On Wednesday, April 18 at the , the five mayors, along with representatives from each of the town’s school boards, will come together and go discuss what’s happened up to this point, and what is expected to happen going forward.

Wednesday's meeting will be closed to the public, after the mayors decided it would be easiest to communicate without any external interference, Short said.

Based on the Open Public Meetings Act, as long as no individual body–government or school board–is represented by a quorum of its members (a majority of the group’s representatives), the meeting may be closed to the public.

“We want to get the education people involved,” Short said. “They’re the experts on the issue, and they know what’s best for the schools, we’re just trying to facilitate the process.”

Short said the mayors have been meeting as a group for the last eight months, but without the accompaniment of the school boards.

“I expect (school board members) to be full members,” Tolley said. “As such, they need to be part of all decision making.”

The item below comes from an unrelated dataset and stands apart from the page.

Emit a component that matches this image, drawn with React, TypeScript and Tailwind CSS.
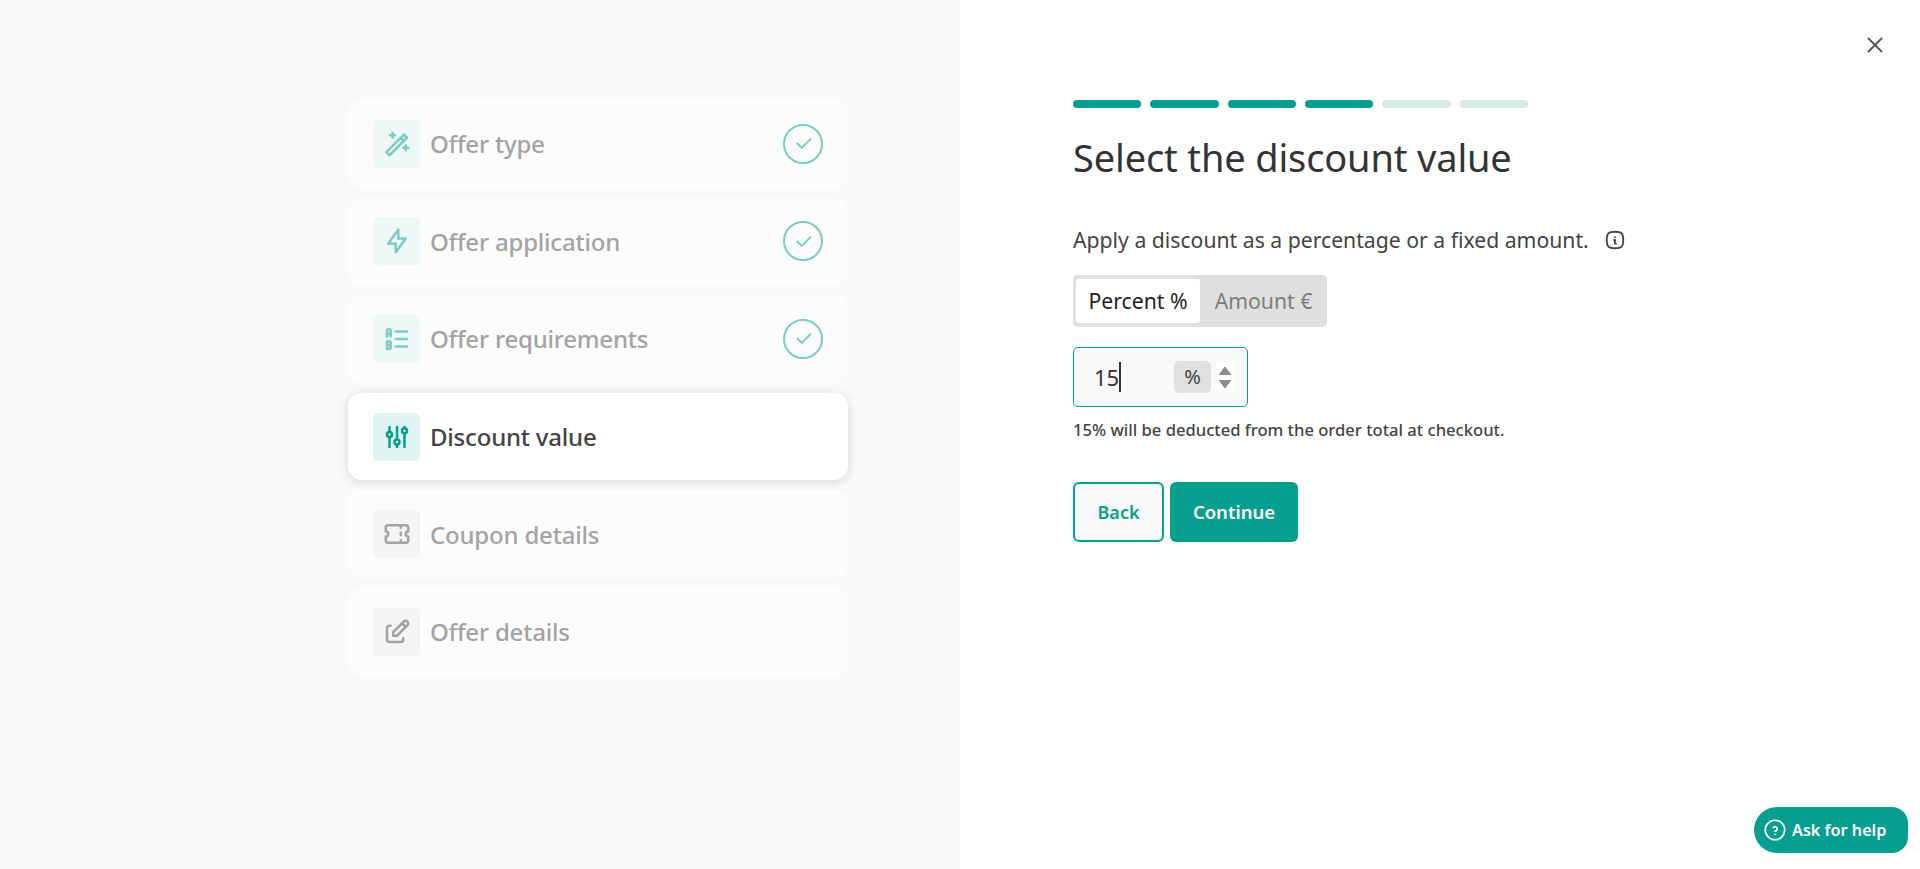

“The feasibility study will help answer questions that are out there,” Short said. “How is a change to the district going to make the education process better? What outcome is best for the students? What’s best for the residents?”

As of this writing, the Mendham Township Municipal budget did not include their $10,000 share of the study.

"We need to know what we are studying before we commit any public funds to it," Tolley said.

Board vice president James Johnston (Chester) and John Meyer (Washington Township) will represent the West Morris Regional School Board. Board president Mike Rec and member Kathleen Koop will represent the Washington Township School district.

Board president Bridget Poole will represent Mendham Borough Schools. Board president Raymond Trevisan, vice president Kerri Wright, and member Gary Lakritz will represent the Chester consolidated school district.

The team’s first practice won’t be open to spectators, but it hopes to iron out the kinks before the fans are allowed in.